A couple of weeks ago we were at Target to buy some things such as puppy treats, trail mix, wintergreen LifeSavers (you know, necessities) and more black socks for me. I have quite a lot of black socks but then they start to disappear and even though we do laundry with some frequency and regularity, I often find myself in a dearth of black socks. But that's not the point. The point is Minecraft, which Alan plays and enjoys, and so my eye was caught by this cool Minecraft t-shirt in the mens' department, which I purchased for Alan.
On the same shelves as the Minecraft shirts were a plethora of DC Comics heroes: Batman, the Flash, Green Lantern, Captain Marvel...I wanted one. I chose Green Lantern, which was less from a particular superhero affinity than because I have red hair so green looks good on me.
Yep: comics geek and fashionista, all in one.
Imagine my surprise when, after only two or three "after work/evening lounge-around-the-house" wearings, my Green Lantern t-shirt that I must have paid at least
EIGHT WHOLE DOLLARS for began to leech green dye upon my person and my undergarments.

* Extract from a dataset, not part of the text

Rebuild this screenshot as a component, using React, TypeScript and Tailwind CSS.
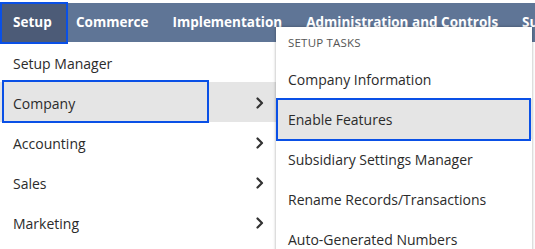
import React from "react";

const Chevron = () => (
  <svg width="8" height="12" viewBox="0 0 8 12" className="text-[#333]">
    <path d="M1.5 1.5 L6 6 L1.5 10.5" fill="none" stroke="currentColor" strokeWidth="2.2" strokeLinecap="round" strokeLinejoin="round" />
  </svg>
);

export default function App() {
  const navItems = ["Commerce", "Implementation", "Administration and Controls", "Support"];
  const leftItems = [
    { label: "Setup Manager", sub: false },
    { label: "Company", sub: true, active: true },
    { label: "Accounting", sub: true },
    { label: "Sales", sub: true },
    { label: "Marketing", sub: true },
  ];
  const tasks = [
    "Company Information",
    "Enable Features",
    "Subsidiary Settings Manager",
    "Rename Records/Transactions",
    "Auto-Generated Numbers",
  ];
  return (
    <div
      className="relative w-[535px] h-[249px] overflow-hidden bg-white"
      style={{ fontFamily: '"Open Sans", "Noto Sans", sans-serif' }}
    >
      <div className="mt-[3px] h-[39px] bg-[#5f7596] flex items-center whitespace-nowrap">
        <div className="ml-[2px] mr-[-2px] h-[38px] w-[64px] shrink-0 bg-[#4c5b77] flex items-center pl-[11px] text-white font-bold text-[13.5px] outline-2 outline-[#0a50e6]">
          Setup
        </div>
        {navItems.map((n) => (
          <div key={n} className="shrink-0 text-white font-bold text-[13.5px] px-[12px] h-[38px] flex items-center">
            {n}
          </div>
        ))}
      </div>
      <div className="w-[276px] flex flex-col">
        {leftItems.map((it) => (
          <div
            key={it.label}
            className={`relative h-[40px] flex items-center justify-between pl-[13px] pr-[12px] pt-[2px] text-[14px] text-[#2b2b2b] ${
              it.active ? "bg-[#e5e5e5]" : ""
            }`}
          >
            {it.active && (
              <div className="absolute left-[2px] top-[-2px] w-[207px] h-[43px] border-2 border-[#0a50e6]" />
            )}
            <span className="relative">{it.label}</span>
            {it.sub && <Chevron />}
          </div>
        ))}
      </div>
      <div className="absolute left-[276px] top-[27px] w-[256px] h-[240px] bg-white shadow-[0_0_3px_rgba(0,0,0,0.35)]">
        <div className="h-[32px] flex items-center pl-[12px] text-[11.5px] text-[#555] tracking-[0.2px]">
          SETUP TASKS
        </div>
        {tasks.map((t, i) => (
          <div
            key={t}
            className={`relative h-[40px] flex items-center pl-[12px] text-[14px] text-[#2b2b2b] ${
              i === 1 ? "bg-[#e5e5e5]" : ""
            }`}
          >
            {i === 1 && (
              <div className="absolute left-0 right-[1px] top-[-1px] bottom-[-2px] border-2 border-[#0a50e6]" />
            )}
            <span className="relative">{t}</span>
          </div>
        ))}
      </div>
    </div>
  );
}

Here's the weird part: even though the green dye showed no signs of wanting to remain on the cotton of the t-shirt, it won't come off of me! It's mainly along my sides, on the insides of my arms and (until a vigorous laundering with much OxyClean) all over my favorite bra. But despite me taking baths with soap and everything
many times in the interim, I'm still, well, sort of green.
Alan does not believe that my secret identity is Green Lantern; he thinks I'm turning into The Hulk. Which makes absolutely no
sense because as everyone knows, The Hulk is Marvel, not DC Comics.
If you know me personally, you know I like to make up alternate lyrics to songs, a la Weird Al. I have songs for the pets, I often sing along to whatever task I'm performing, and this was no exception. Return with me now to those thrilling days of yesteryear, 1980, when The Vapors had a #1 hit with "I Think I'm Turning Japanese
". For a while now, I've been singing to Alan, "I think I'm turning lantern green I think I'm turning lantern green I really THINK SO!"
Then today, I started getting all these emails from Facebook that many people had accepted my friend requests. The difficulty is that I'm not on
Facebook. (Yes, I'm the one.) Then Facebook started emailing me trying to confirm my identity because I was, not surprisingly, having trouble with my Facebook notifications since I hadn't actually joined and someone else had put in my email address when he set up his account. At first I simply thought, "Oh, someone's made an error," and deleted the emails, but then when Facebook started demanding that I send photocopies of a government-issued ID, I started to worry about scams. I emailed Alan, a Facebook user, to apprise him of the happenings and ask if I should be worried.
By this point I knew the Facebook user's name - first name Helly, but a different last name that was clearly ethnically Indian, as were all of the friends accepting his offer of friendship. Then Alan looked up the Facebook page and emailed me, "On Facebook it seems that you're a man and you love motorcycles because your profile picture is a motorcycle. It's a BMW bike, so you still have good taste."
I wrote back, "So the truth emerges, after this many years of marriage. When I'm not out, busy being Green Lantern, I'm a motorcycle-loving Indian dude. Sorry you had to find out this way."